Saturday, July 10th, 2010
By William Kincaid
Alum alone won't cure Grand Lake
GRAND LAKE - Alum treatment alone will not be enough to ensure the long-term sustainability of Grand Lake, the report says.
Aerators in the lake and best management practices throughout the entire watershed also are needed. Dredging is not the answer, according to the report.
The report was created by consultant Tetra Tech for Ohio and U.S. EPA officials. The Ohio EPA had no comment on Friday as the report has not been fully analyzed, according to a spokeswoman.
"To address this environmental decline and poor water quality, a variety of methods of providing both in-lake treatment and external load reductions are needed," the report states. "Ultimately, phosphorus availability must be substantially reduced to limit the primary conditions in Grand Lake St. Marys."
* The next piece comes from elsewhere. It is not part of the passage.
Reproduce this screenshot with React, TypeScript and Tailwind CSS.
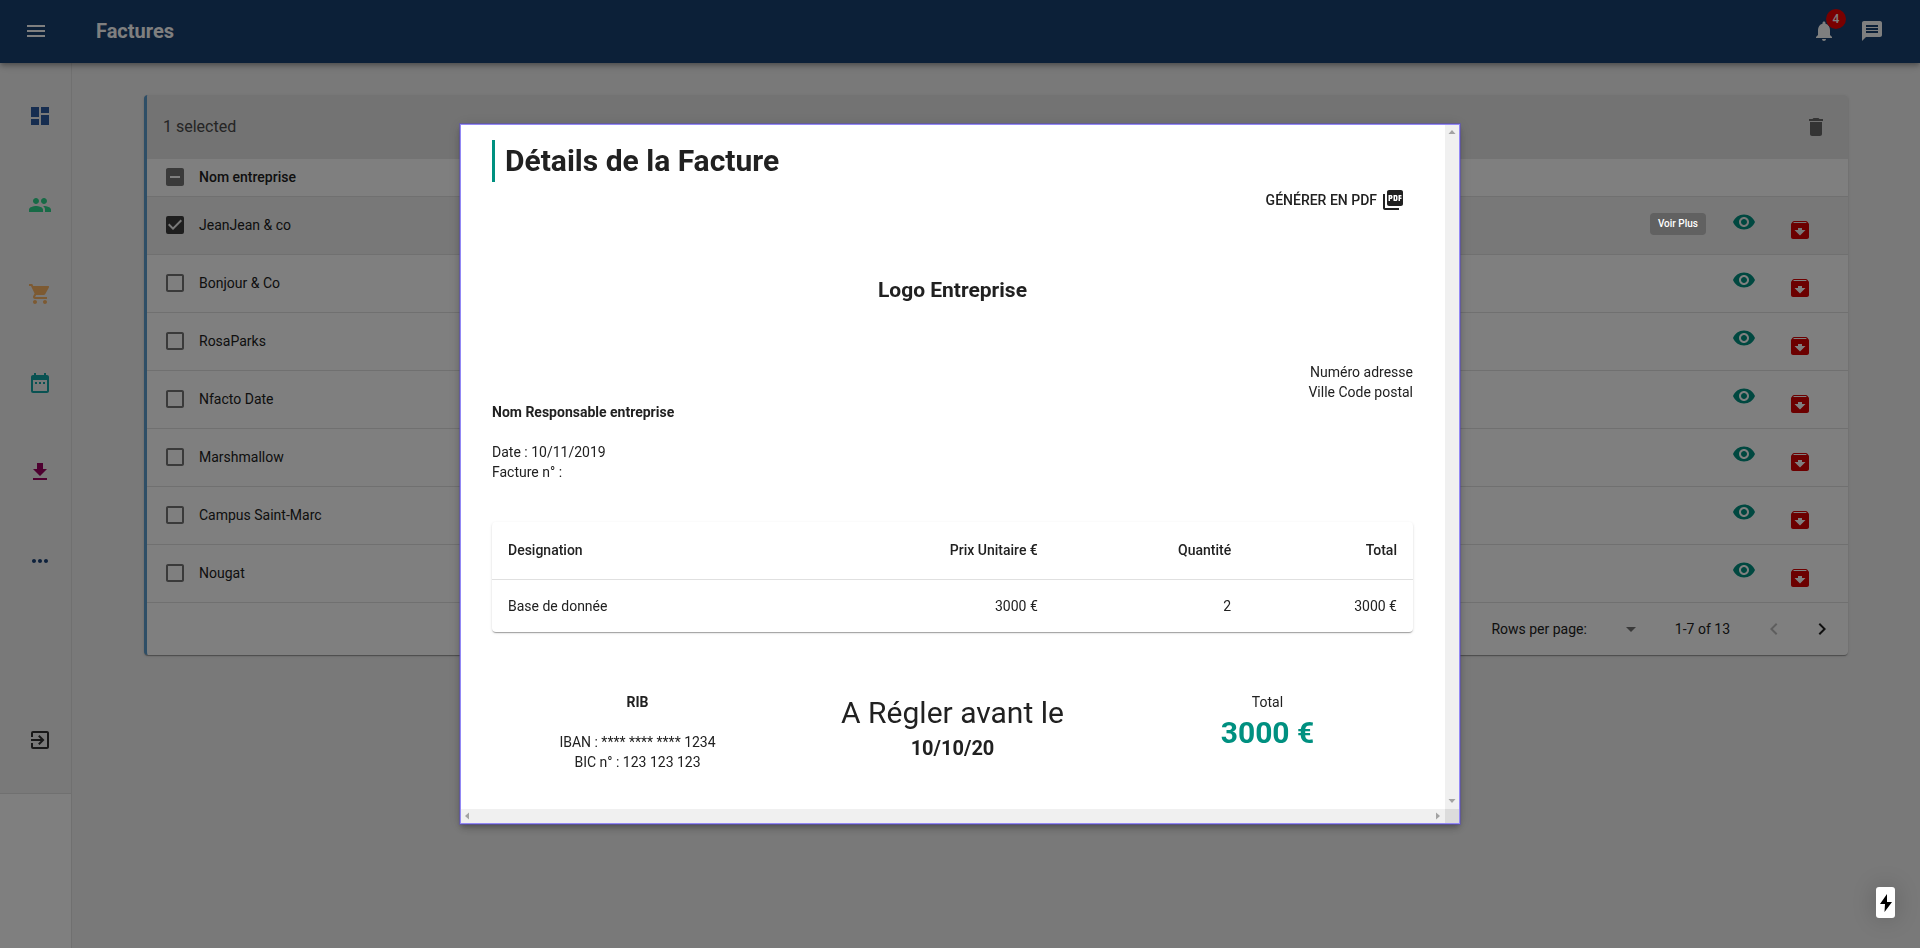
import type { ComponentType, ReactNode } from 'react';
import {
  MdArchive,
  MdArrowDropDown,
  MdCheckBox,
  MdCheckBoxOutlineBlank,
  MdDashboard,
  MdDateRange,
  MdDelete,
  MdExitToApp,
  MdGetApp,
  MdIndeterminateCheckBox,
  MdKeyboardArrowLeft,
  MdKeyboardArrowRight,
  MdMenu,
  MdMessage,
  MdMoreHoriz,
  MdNotifications,
  MdPeople,
  MdPictureAsPdf,
  MdShoppingCart,
  MdVisibility,
} from 'react-icons/md';

type Icon = ComponentType<{ className?: string }>;

const navItems: { label: string; icon: Icon; color: string }[] = [
  { label: 'Tableau de bord', icon: MdDashboard, color: 'text-[#2c5aa0]' },
  { label: 'Clients', icon: MdPeople, color: 'text-[#2ed58c]' },
  { label: 'Produits', icon: MdShoppingCart, color: 'text-[#fab464]' },
  { label: 'Calendrier', icon: MdDateRange, color: 'text-[#12a5a5]' },
  { label: 'Factures', icon: MdGetApp, color: 'text-[#9c0060]' },
  { label: 'Plus', icon: MdMoreHoriz, color: 'text-[#1b4278]' },
];

const companies = [
  'JeanJean & co',
  'Bonjour & Co',
  'RosaParks',
  'Nfacto Date',
  'Marshmallow',
  'Campus Saint-Marc',
  'Nougat',
];

const paper =
  'shadow-[0_2px_1px_-1px_rgba(0,0,0,0.2),0_1px_1px_0_rgba(0,0,0,0.14),0_1px_3px_0_rgba(0,0,0,0.12)]';

function Checkbox({ label, checked, mixed }: { label: string; checked?: boolean; mixed?: boolean }) {
  const Mark = mixed ? MdIndeterminateCheckBox : checked ? MdCheckBox : MdCheckBoxOutlineBlank;
  return (
    <span className="grid size-6">
      <input
        type="checkbox"
        aria-label={label}
        defaultChecked={checked}
        className="col-start-1 row-start-1 size-6 appearance-none"
      />
      <Mark
        className={`pointer-events-none col-start-1 row-start-1 size-6 ${checked ? 'text-[#3c3c3c]' : 'text-[#757575]'}`}
      />
    </span>
  );
}

function Header() {
  return (
    <header className="relative z-10 flex h-[63px] items-center bg-[#184070] pr-9 pb-px pl-6 text-white shadow-[0_2px_4px_-1px_rgba(0,0,0,0.2),0_4px_5px_0_rgba(0,0,0,0.14),0_1px_10px_0_rgba(0,0,0,0.12)]">
      <button type="button" aria-label="Menu">
        <MdMenu className="size-6" />
      </button>
      <h1 className="ml-12 grow text-xl font-bold">Factures</h1>
      <div className="flex items-center gap-6">
        <button type="button" aria-label="Notifications" className="relative">
          <MdNotifications className="size-6" />
          <span className="absolute -top-2.5 -right-2.5 flex size-5 items-center justify-center rounded-full bg-[#f20000] text-xs font-medium">
            4
          </span>
        </button>
        <button type="button" aria-label="Messages">
          <MdMessage className="size-6" />
        </button>
      </div>
    </header>
  );
}

function Sidebar() {
  return (
    <aside className="w-[72px] shrink-0 border-r border-[#e0e0e0] bg-white">
      <nav className="border-b border-[#e0e0e0] bg-[#f2f2f2] pt-2 pb-[9px]">
        {navItems.map(({ label, icon: Glyph, color }) => (
          <a key={label} href="#" aria-label={label} className="flex h-[89px] items-center pl-7">
            <Glyph className={`size-6 ${color}`} />
          </a>
        ))}
        <a href="#" aria-label="Déconnexion" className="mt-[90px] flex h-[89px] items-center pl-7">
          <MdExitToApp className="size-6 text-[#333]" />
        </a>
      </nav>
    </aside>
  );
}

function InvoiceList() {
  return (
    <section className={`overflow-hidden rounded border-l-[3px] border-[#5c9ccc] bg-white ${paper}`}>
      <div className="flex h-16 items-center justify-between bg-[#e6e6e6] pr-5 pl-4">
        <h2 className="text-base text-[#4a4a4a]">1 selected</h2>
        <button type="button" aria-label="Supprimer">
          <MdDelete className="size-6 text-[#696969]" />
        </button>
      </div>
      <table className="w-full border-collapse text-sm">
        <thead>
          <tr className="h-[37px] border-b border-[#e0e0e0]">
            <th className="w-[52px] py-0 pl-4">
              <Checkbox label="Tout sélectionner" mixed />
            </th>
            <th className="text-left font-medium">Nom entreprise</th>
            <th aria-label="Actions" />
          </tr>
        </thead>
        <tbody>
          {companies.map((name, i) => (
            <tr key={name} className={`h-[58px] border-b border-[#e0e0e0] ${i === 0 ? 'bg-[#f0f0f0]' : ''}`}>
              <td className="w-[52px] pl-4">
                <Checkbox label={name} checked={i === 0} />
              </td>
              <td>{name}</td>
              <td className="pt-0.5 pr-9">
                <div className="flex justify-end gap-8">
                  <button type="button" aria-label={`Voir ${name}`} className="relative pb-2">
                    <MdVisibility className="size-6 text-[#009080]" />
                    {i === 0 && (
                      <span
                        role="tooltip"
                        className="absolute top-[3px] right-[50px] z-30 rounded bg-[#616161] px-2 py-1 text-[10px] leading-[14px] font-medium whitespace-nowrap text-white"
                      >
                        Voir Plus
                      </span>
                    )}
                  </button>
                  <button type="button" aria-label={`Archiver ${name}`} className="pt-2">
                    <MdArchive className="size-6 text-[#d80000]" />
                  </button>
                </div>
              </td>
            </tr>
          ))}
        </tbody>
      </table>
      <div className="flex h-[52px] items-center justify-end pr-3.5 text-sm">
        <label htmlFor="rows">Rows per page:</label>
        <span className="mr-8 ml-2 grid w-12 items-center justify-items-end">
          <select id="rows" className="col-start-1 row-start-1 h-6 w-12 appearance-none bg-transparent">
            <option value="7" label=" " />
          </select>
          <MdArrowDropDown className="pointer-events-none col-start-1 row-start-1 size-6 text-[#757575]" />
        </span>
        <span>1-7 of 13</span>
        <button type="button" aria-label="Page précédente" disabled className="ml-8">
          <MdKeyboardArrowLeft className="size-6 text-[#bdbdbd]" />
        </button>
        <button type="button" aria-label="Page suivante" className="ml-6">
          <MdKeyboardArrowRight className="size-6" />
        </button>
      </div>
    </section>
  );
}

function Arrow({ points }: { points: string }) {
  return (
    <svg viewBox="0 0 14 14" className="size-3.5 fill-[#a3a3a3]" aria-hidden="true">
      <polygon points={points} />
    </svg>
  );
}

function Column({ children }: { children: ReactNode }) {
  return <div className="flex flex-col items-center text-center">{children}</div>;
}

function InvoiceDialog() {
  return (
    <div
      role="dialog"
      aria-modal="true"
      aria-labelledby="invoice-title"
      className="grid w-[1000px] max-w-full grid-cols-[1fr_14px] grid-rows-[1fr_14px] border border-[#9388f5] bg-white text-sm leading-5 shadow-[0_0_0_1px_rgba(90,75,200,0.5),0_3px_5px_-1px_rgba(0,0,0,0.2),0_5px_8px_0_rgba(0,0,0,0.14),0_1px_14px_0_rgba(0,0,0,0.12)]"
    >
      <div className="pt-[15px] pr-8 pb-[37px] pl-[31px]">
        <h2 id="invoice-title" className="border-l-[3px] border-[#009080] pl-2.5 text-3xl leading-[42px] font-bold">
          Détails de la Facture
        </h2>
        <div className="flex justify-end">
          <button type="button" className="flex h-9 items-center gap-1 px-2 font-medium">
            GÉNÉRER EN PDF
            <MdPictureAsPdf className="size-6" />
          </button>
        </div>
        <h3 className="mt-15 text-center text-[21px] leading-6 font-bold">Logo Entreprise</h3>
        <p className="mt-15 text-right">
          Numéro adresse
          <br />
          Ville Code postal
        </p>
        <p className="font-bold">Nom Responsable entreprise</p>
        <p className="mt-5">Date : 10/11/2019</p>
        <p>Facture n° :</p>
        <div className={`mt-10 rounded ${paper}`}>
          <table className="w-full table-fixed border-collapse text-right">
            <colgroup>
              <col />
              <col className="w-[21%]" />
              <col className="w-[21%]" />
              <col className="w-[18%]" />
            </colgroup>
            <thead>
              <tr className="h-[57px] border-b border-[#e0e0e0]">
                <th className="px-4 text-left font-medium">Designation</th>
                <th className="px-4 font-medium">Prix Unitaire €</th>
                <th className="px-4 font-medium">Quantité</th>
                <th className="px-4 font-medium">Total</th>
              </tr>
            </thead>
            <tbody>
              <tr className="h-[53px]">
                <td className="px-4 text-left">Base de donnée</td>
                <td className="px-4">3000 €</td>
                <td className="px-4">2</td>
                <td className="px-4">3000 €</td>
              </tr>
            </tbody>
          </table>
        </div>
        <div className="mt-15 grid grid-cols-3 gap-6">
          <Column>
            <p className="font-bold">RIB</p>
            <p className="mt-5">IBAN : **** **** **** 1234</p>
            <p>BIC n° : 123 123 123</p>
          </Column>
          <Column>
            <p className="text-3xl leading-[42px]">A Régler avant le</p>
            <p className="text-xl leading-7 font-bold">10/10/20</p>
          </Column>
          <Column>
            <p>Total</p>
            <p className="text-3xl leading-[42px] font-bold text-[#009080]">3000 €</p>
          </Column>
        </div>
      </div>
      <div className="flex flex-col justify-between bg-[#f0f0f0]">
        <Arrow points="3.5,9 7,5 10.5,9" />
        <Arrow points="3.5,4 7,8 10.5,4" />
      </div>
      <div className="flex justify-between bg-[#f0f0f0]">
        <Arrow points="8,3.5 4,7 8,10.5" />
        <Arrow points="5,3.5 9,7 5,10.5" />
      </div>
      <div className="bg-[#dcdcdc]" />
    </div>
  );
}

export default function App() {
  return (
    <div className="flex min-h-screen flex-col bg-[#f2f2f2] font-[Roboto,sans-serif] text-[#212121]">
      <Header />
      <div className="flex grow">
        <Sidebar />
        <main className="grow px-18 pt-8">
          <InvoiceList />
        </main>
      </div>
      <div className="fixed inset-0 z-20 flex items-center justify-center bg-black/50">
        <InvoiceDialog />
      </div>
      <button
        type="button"
        aria-label="Actions rapides"
        className="fixed right-[25px] bottom-[30px] z-30 flex h-[31px] w-[19px] items-center justify-center rounded-[3px] bg-white shadow-[0_0_24px_rgba(0,0,0,0.2)]"
      >
        <svg viewBox="0 0 12 18" className="h-[18px] w-3" aria-hidden="true">
          <path d="M7 0 0 10h5l-.5 8L12 8H7z" />
        </svg>
      </button>
    </div>
  );
}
Tetra Tech recommends a five-year action plan that begins with educating landowners, farmers and homeowners about best management practices. Some of these practices include nutrient management plans, conservation tillage, grazing land protection, filter strips, cover crop, conservation easements and restoration of riparian buffers.
The consultants also recommend conducting two alum demonstration projects during the first year - one using alum treatment and the other using a pretreatment of peroxide followed by alum.
Alum has been shown to cause phosphorous to coalesce and drop to the bottom, holding pollution in place. Phosphorous feeds the blue-green algae that has bloomed excessively on the lake this year.
"Each of these two approaches should be used in separate (areas) that are between 40 and 80 acres," the report states of the alum treatments. "The (areas) should be closed off with curtains (barriers) to prevent, or at least minimize, water exchange with the open lake."
Analysis should follow.
Also, the report says aerators should be placed strategically in channels and bays to improve dissolved oxygen levels, to help reduce the amount of organic materials in the sediment and to keep the water circulating to reduce odor.
"The estimated cost to aerate the 2 percent of the lake surface that would benefit from aeration is approximately $12.7 million plus annual operation and maintenance of $200,000," the report says.
The second and third years of the plan should include a focus on wide scale lake treatments and reduction of external phosphorus loads, according to the report.
If an alum demonstration proves that the chemical is effective in reducing internal phosphorus loading and improved water quality, a full scale application of alum to the lake should occur.
At a past Lake Improvement Association meeting, Ohio EPA Director Chris Korleski said alum treatment of the whole lake could cost millions of dollars.
Also, depending on the success of the previous year, aerators should continue to be placed around the lake.
During the fourth and fifth year, Terra Tech recommends comprehensive lake monitoring, continued reduction in external loading and stabilization of the lake's shoreline.
As for dredging the lake, the report advises against it. Dredging is the most expensive lake restoration technique and too high (in cost) for serious consideration, the report says.
"Therefore, although dredging should be employed in strategic locations, such as at the mouths of large tributaries where there is significant sediment/nutrient building, it is not recommended for full-scale application," the report says.
The report's overall action plan is intended to improve water quality and meet the following restoration goals identified by Ohio EPA:
• Improve the lake from its present hypereutrophic and unhealthy state.
• Greatly reduce harmful algae blooms be inactivating internal nutrients.
• Restore and maintain water quality to ensure safe human recreation.
• Greatly reduce fish kills caused by insufficient dissolved oxygen levels.
• Reduce external nutrient and sediment loads into the lake.
• Improve local land use management to protect the lake.